-- begin --

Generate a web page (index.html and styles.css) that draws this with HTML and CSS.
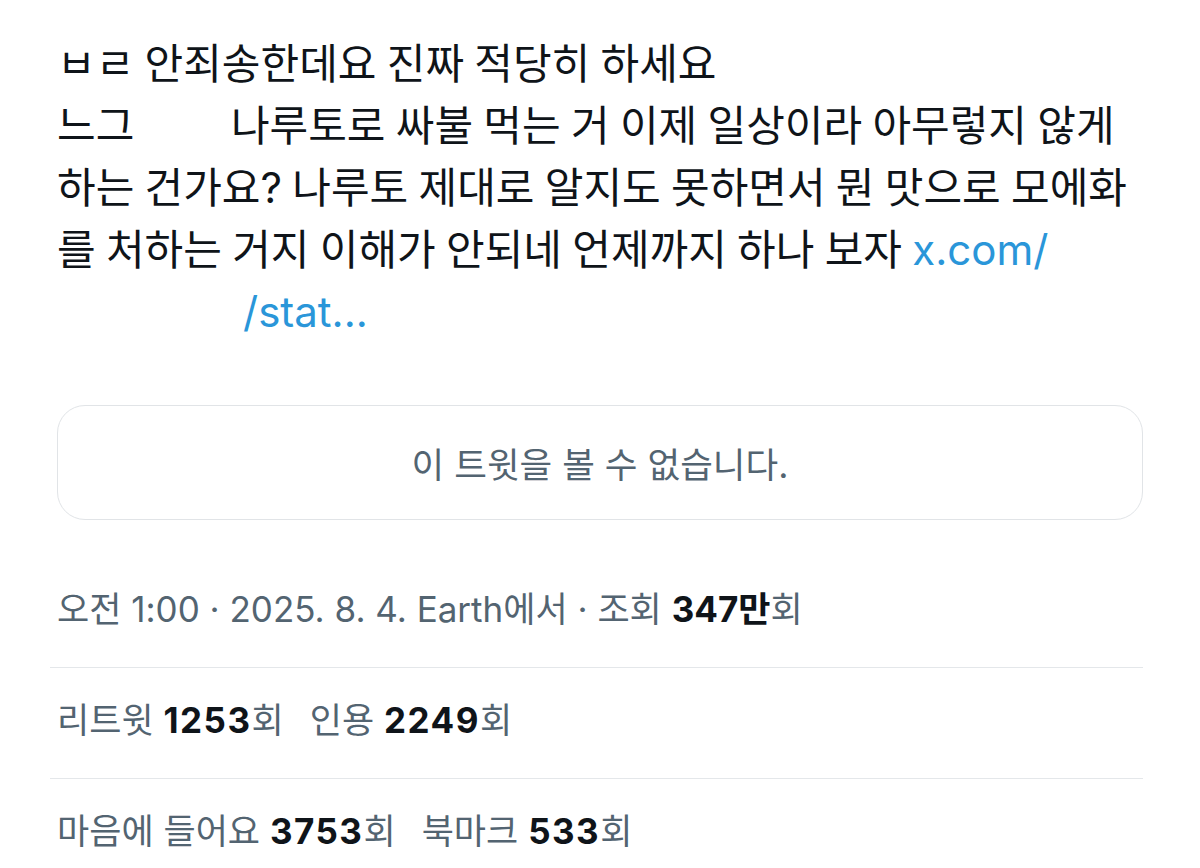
FILE: index.html
```html
<!DOCTYPE html>
<html lang="ko">
<head>
    <meta charset="UTF-8">
    <meta name="viewport" content="width=device-width, initial-scale=1.0">
    <title>트윗</title>
    <link rel="stylesheet" href="styles.css">
</head>
<body>
    <div class="tweet">
        <p class="tweet-text">ㅂㄹ 안죄송한데요 진짜 적당히 하세요<br>느그 <span class="hidden-name"></span> 나루토로 싸불 먹는 거 이제 일상이라 아무렇지 않게 하는 건가요? 나루토 제대로 알지도 못하면서 뭔 맛으로 모에화를 처하는 거지 이해가 안되네 언제까지 하나 보자 <a class="link" href="#">x.com/<span class="hidden-link"></span>/stat...</a></p>

        <div class="quote-card">이 트윗을 볼 수 없습니다.</div>

        <div class="meta">
            <div class="meta-row">오전 1:00 · 2025. 8. 4. Earth에서 · 조회&nbsp;<strong>347만</strong>회</div>
            <div class="meta-row">
                <span class="stat">리트윗 <strong>1253</strong>회</span>
                <span class="stat">인용 <strong>2249</strong>회</span>
            </div>
            <div class="meta-row">
                <span class="stat">마음에 들어요 <strong>3753</strong>회</span>
                <span class="stat">북마크 <strong>533</strong>회</span>
            </div>
        </div>
    </div>
</body>
</html>
```

FILE: styles.css
```css
body {
    margin: 0;
    background-color: #ffffff;
    font-family: Inter, "Noto Sans CJK KR", sans-serif;
    color: #0f1419;
}
.tweet {
    padding: 33px 57px 0 57px;
}
.tweet-text {
    margin: 0;
    font-size: 42px;
    line-height: 62px;
    word-spacing: -1.5px;
}
.hidden-name {
    display: inline-block;
    width: 76px;
}
.hidden-link {
    display: inline-block;
    width: 186px;
}
.link {
    color: #2a96d9;
    text-decoration: none;
}
.quote-card {
    margin-top: 62px;
    height: 115px;
    border: 1.5px solid #e1e4e7;
    border-radius: 28px;
    box-sizing: border-box;
    display: flex;
    align-items: center;
    justify-content: center;
    font-size: 35.5px;
    color: #536471;
}
.meta {
    margin-top: 37px;
    margin-left: -7px;
}
.meta-row {
    height: 111px;
    box-sizing: border-box;
    display: flex;
    align-items: center;
    padding: 0 0 12px 7px;
    font-size: 35px;
    color: #536471;
    border-bottom: 1.5px solid #e4e7ea;
}
.meta-row:last-child {
    border-bottom: none;
}
.meta-row strong {
    color: #0f1419;
    font-weight: 700;
}
.stat {
    margin-right: 26px;
}
.stat strong {
    letter-spacing: 1.5px;
}
```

-- end --

Output each line exactly; omit every picture.

Generate a web page (index.html and styles.css) that draws this with HTML and CSS.
FILE: index.html
```html
<!DOCTYPE html>
<html lang="ko">
<head>
    <meta charset="UTF-8">
    <meta name="viewport" content="width=device-width, initial-scale=1.0">
    <title>트윗</title>
    <link rel="stylesheet" href="styles.css">
</head>
<body>
    <div class="tweet">
        <p class="tweet-text">ㅂㄹ 안죄송한데요 진짜 적당히 하세요<br>느그 <span class="hidden-name"></span> 나루토로 싸불 먹는 거 이제 일상이라 아무렇지 않게 하는 건가요? 나루토 제대로 알지도 못하면서 뭔 맛으로 모에화를 처하는 거지 이해가 안되네 언제까지 하나 보자 <a class="link" href="#">x.com/<span class="hidden-link"></span>/stat...</a></p>

        <div class="quote-card">이 트윗을 볼 수 없습니다.</div>

        <div class="meta">
            <div class="meta-row">오전 1:00 · 2025. 8. 4. Earth에서 · 조회&nbsp;<strong>347만</strong>회</div>
            <div class="meta-row">
                <span class="stat">리트윗 <strong>1253</strong>회</span>
                <span class="stat">인용 <strong>2249</strong>회</span>
            </div>
            <div class="meta-row">
                <span class="stat">마음에 들어요 <strong>3753</strong>회</span>
                <span class="stat">북마크 <strong>533</strong>회</span>
            </div>
        </div>
    </div>
</body>
</html>
```

FILE: styles.css
```css
body {
    margin: 0;
    background-color: #ffffff;
    font-family: Inter, "Noto Sans CJK KR", sans-serif;
    color: #0f1419;
}
.tweet {
    padding: 33px 57px 0 57px;
}
.tweet-text {
    margin: 0;
    font-size: 42px;
    line-height: 62px;
    word-spacing: -1.5px;
}
.hidden-name {
    display: inline-block;
    width: 76px;
}
.hidden-link {
    display: inline-block;
    width: 186px;
}
.link {
    color: #2a96d9;
    text-decoration: none;
}
.quote-card {
    margin-top: 62px;
    height: 115px;
    border: 1.5px solid #e1e4e7;
    border-radius: 28px;
    box-sizing: border-box;
    display: flex;
    align-items: center;
    justify-content: center;
    font-size: 35.5px;
    color: #536471;
}
.meta {
    margin-top: 37px;
    margin-left: -7px;
}
.meta-row {
    height: 111px;
    box-sizing: border-box;
    display: flex;
    align-items: center;
    padding: 0 0 12px 7px;
    font-size: 35px;
    color: #536471;
    border-bottom: 1.5px solid #e4e7ea;
}
.meta-row:last-child {
    border-bottom: none;
}
.meta-row strong {
    color: #0f1419;
    font-weight: 700;
}
.stat {
    margin-right: 26px;
}
.stat strong {
    letter-spacing: 1.5px;
}
```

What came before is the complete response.